I had twice the attendance at my Boskone reading that I had at Arisia, and matched the sales. Plus sales at the Broad Universe table were brisk for myself and others. It’s a great selection of books by BU authors, running the full spectrum of speculative fiction from light fantasy to hard SF to dark horror, all by women. (Did you know that the first SF novel was written by a woman? Mary Shelley’s Frankenstein.)

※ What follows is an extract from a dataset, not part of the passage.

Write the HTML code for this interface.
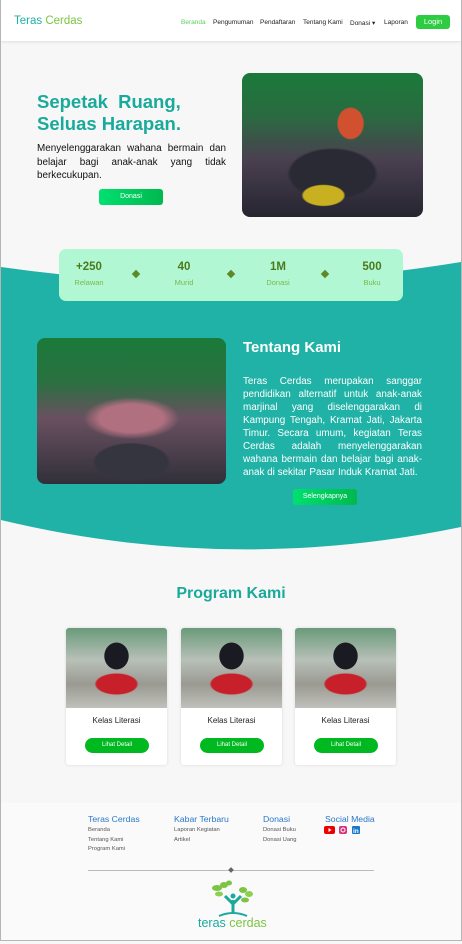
<!DOCTYPE html>
<html><head><meta charset="utf-8"><style>
*{margin:0;padding:0;box-sizing:border-box}
body{width:462px;height:944px;background:#f7f7f7;font-family:"Liberation Sans",sans-serif;position:relative;overflow:hidden}
.frame{position:absolute;left:0;top:0;width:462px;height:941px;border:1px solid #b5b5b5;border-top:none;}
.abs{position:absolute}
nav{position:absolute;left:1px;top:0;width:460px;height:41px;background:#fff;box-shadow:0 1px 3px rgba(0,0,0,.1)}
nav .logo{position:absolute;left:13px;top:15px;font-size:11.5px;color:#1fb2a6}
nav .logo span{color:#7cc442}
nav .links{position:absolute;top:19px;font-size:6.5px;color:#222}
.login{position:absolute;left:415px;top:15px;width:34px;height:14px;background:#2ecc40;border-radius:3px;color:#fff;font-size:7.5px;text-align:center;line-height:14px}
.photo{border-radius:8px;overflow:hidden}
.btn{position:absolute;border-radius:3px;color:#fff;font-size:7px;text-align:center;background:linear-gradient(90deg,#00e070,#00b84e)}
.stat{position:absolute;text-align:center;width:60px}
.stat b{display:block;font-size:11.5px;color:#4a7a1a}
.stat i{display:block;font-style:normal;font-size:7.5px;color:#7ab84a;margin-top:5px}
.dia{position:absolute;width:6px;height:6px;background:#5d8a22;transform:rotate(45deg);top:271px}
.card{position:absolute;top:628px;width:101px;height:137px;background:#fff;border-radius:3px;box-shadow:0 0 3px rgba(0,0,0,.12);overflow:hidden}
.card .img{height:80px;background:radial-gradient(ellipse 20px 22px at 50% 35%,#1a1a22 60%,transparent 62%),radial-gradient(ellipse 40px 20px at 50% 70%,#c8202a 50%,transparent 55%),linear-gradient(180deg,#6a9a7a 0%,#b8c0b8 40%,#9a9a92 70%,#c0c0bc 100%)}
.card .t{text-align:center;font-size:8px;color:#222;margin-top:8px}
.card .lb{position:absolute;left:19px;top:110px;width:64px;height:15px;background:#00b820;border-radius:8px;color:#fff;font-size:6px;text-align:center;line-height:15px}
.fh{position:absolute;top:814px;font-size:8.7px;color:#2a78c8}
.fl{position:absolute;font-size:5.8px;color:#555;line-height:9.5px}
</style></head><body>
<svg class="abs" style="left:0;top:0" width="462" height="944">
<path d="M1 267 Q230 300 461 262 L461 527 Q230 575 1 520 Z" fill="#20b2a6"/>
</svg>
<nav>
<div class="logo">Teras <span>Cerdas</span></div>
<div class="links" style="left:180px;color:#5ad05a">Beranda</div>
<div class="links" style="left:212px">Pengumuman</div>
<div class="links" style="left:259px">Pendaftaran</div>
<div class="links" style="left:302px">Tentang Kami</div>
<div class="links" style="left:349px">Donasi ▾</div>
<div class="links" style="left:383px">Laporan</div>
<div class="login">Login</div>
</nav>
<div class="abs" style="left:37px;top:91px;font-size:18.5px;font-weight:bold;color:#1aaa9c;line-height:22px;word-spacing:5px">Sepetak Ruang,<br><span style="word-spacing:0">Seluas Harapan.</span></div>
<div class="abs" style="left:37px;top:142px;width:189px;font-size:9.9px;color:#111;line-height:13.5px;text-align:justify">Menyelenggarakan wahana bermain dan belajar bagi anak-anak yang tidak berkecukupan.</div>
<div class="btn" style="left:99px;top:189px;width:64px;height:16px;line-height:16px">Donasi</div>
<div class="abs photo" style="left:242px;top:73px;width:181px;height:144px;background:radial-gradient(ellipse 40px 20px at 45% 85%,#c8b020 50%,transparent 55%),radial-gradient(ellipse 70px 40px at 50% 70%,#2a2a35 60%,transparent 65%),radial-gradient(ellipse 25px 30px at 60% 35%,#d05030 50%,transparent 55%),linear-gradient(180deg,#1a7a3a 0%,#2a6a40 30%,#4a4050 60%,#252530 100%)"></div>
<div class="abs" style="left:59px;top:249px;width:344px;height:52px;background:#b2f7d4;border-radius:7px"></div>
<div class="stat" style="left:59px;top:261px"><b>+250</b><i>Relawan</i></div>
<div class="stat" style="left:154px;top:261px"><b>40</b><i>Murid</i></div>
<div class="stat" style="left:248px;top:261px"><b>1M</b><i>Donasi</i></div>
<div class="stat" style="left:342px;top:261px"><b>500</b><i>Buku</i></div>
<div class="dia" style="left:133px"></div>
<div class="dia" style="left:228px"></div>
<div class="dia" style="left:322px"></div>
<div class="abs photo" style="left:37px;top:338px;width:189px;height:146px;background:radial-gradient(ellipse 60px 30px at 50% 85%,#353540 60%,transparent 65%),radial-gradient(ellipse 80px 35px at 50% 55%,#b07080 40%,transparent 60%),linear-gradient(180deg,#1a7a3a 0%,#2a7040 30%,#6a5060 55%,#303038 100%)"></div>
<div class="abs" style="left:243px;top:339px;font-size:15px;font-weight:bold;color:#fff">Tentang Kami</div>
<div class="abs" style="left:243px;top:375px;width:179px;font-size:9.9px;color:#fff;line-height:13px;text-align:justify">Teras Cerdas merupakan sanggar pendidikan alternatif untuk anak-anak marjinal yang diselenggarakan di Kampung Tengah, Kramat Jati, Jakarta Timur. Secara umum, kegiatan Teras Cerdas adalah menyelenggarakan wahana bermain dan belajar bagi anak-anak di sekitar Pasar Induk Kramat Jati.</div>
<div class="btn" style="left:293px;top:489px;width:64px;height:16px;line-height:16px">Selengkapnya</div>
<div class="abs" style="left:0;width:462px;top:585px;text-align:center;font-size:16px;font-weight:bold;color:#1aaa9c">Program Kami</div>
<div class="card" style="left:66px"><div class="img"></div><div class="t">Kelas Literasi</div><div class="lb">Lihat Detail</div></div>
<div class="card" style="left:181px"><div class="img"></div><div class="t">Kelas Literasi</div><div class="lb">Lihat Detail</div></div>
<div class="card" style="left:295px"><div class="img"></div><div class="t">Kelas Literasi</div><div class="lb">Lihat Detail</div></div>
<div class="abs" style="left:1px;top:803px;width:460px;height:138px;background:#fafafa"></div>
<div class="fh" style="left:88px">Teras Cerdas</div>
<div class="fl" style="left:88px;top:826px">Beranda<br>Tentang Kami<br>Program Kami</div>
<div class="fh" style="left:174px">Kabar Terbaru</div>
<div class="fl" style="left:174px;top:826px">Laporan Kegiatan<br>Artikel</div>
<div class="fh" style="left:263px">Donasi</div>
<div class="fl" style="left:263px;top:826px">Donasi Buku<br>Donasi Uang</div>
<div class="fh" style="left:325px">Social Media</div>
<svg class="abs" style="left:324px;top:825px" width="40" height="10">
<rect x="0" y="1" width="11" height="8" rx="2" fill="#e00"/><path d="M4.5 3 L7.5 5 L4.5 7Z" fill="#fff"/>
<rect x="15" y="1" width="8" height="8" rx="2" fill="#d8307a"/><circle cx="19" cy="5" r="2" fill="none" stroke="#fff" stroke-width="1"/>
<rect x="28" y="1" width="8" height="8" rx="1" fill="#1a78c8"/><text x="29" y="8" font-size="6.5" font-weight="bold" fill="#fff" font-family="Liberation Sans">in</text>
</svg>
<div class="abs" style="left:88px;top:870px;width:286px;height:1px;background:#bbb"></div>
<div class="abs" style="left:229px;top:868px;width:4px;height:4px;background:#666;transform:rotate(45deg)"></div>
<svg class="abs" style="left:205px;top:880px" width="56" height="40">
<path d="M28 34 L28 20 M28 24 L20 16 M28 24 L36 16" stroke="#1aaa9c" stroke-width="3" fill="none"/>
<circle cx="28" cy="16" r="2.5" fill="#1aaa9c"/>
<path d="M14 36 Q28 30 42 36" stroke="#1aaa9c" stroke-width="2" fill="none"/>
<ellipse cx="12" cy="8" rx="5" ry="3" fill="#7cc442"/><ellipse cx="19" cy="5" rx="4" ry="3" fill="#7cc442"/><ellipse cx="14" cy="14" rx="4" ry="2.5" fill="#8cd050"/>
<ellipse cx="24" cy="3" rx="3" ry="2.5" fill="#7cc442"/>
<ellipse cx="38" cy="10" rx="4" ry="3" fill="#7cc442"/><ellipse cx="44" cy="14" rx="4" ry="3" fill="#8cd050"/><ellipse cx="40" cy="20" rx="4" ry="2.5" fill="#7cc442"/>
</svg>
<div class="abs" style="left:198px;top:916px;font-size:12.5px;color:#1aaa9c">teras <span style="color:#7cc442">cerdas</span></div>
<div class="frame"></div>
</body></html>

I must give thanks to my fellow Broads, whose encouragement and support are beyond price: Jennifer Pelland (in spite of buzzing me at the RFR), Trisha Wooldridge (on to Pi-Con!), Phoebe Wray (the book table queen), Morven Westfield (vampire geek), Suzanne Reynolds-Alpert (who takes great photos), Roberta Rogow (my filking roommate), and Elaine Isaak (without whom I would never have gotten this far. Literally. She drove.).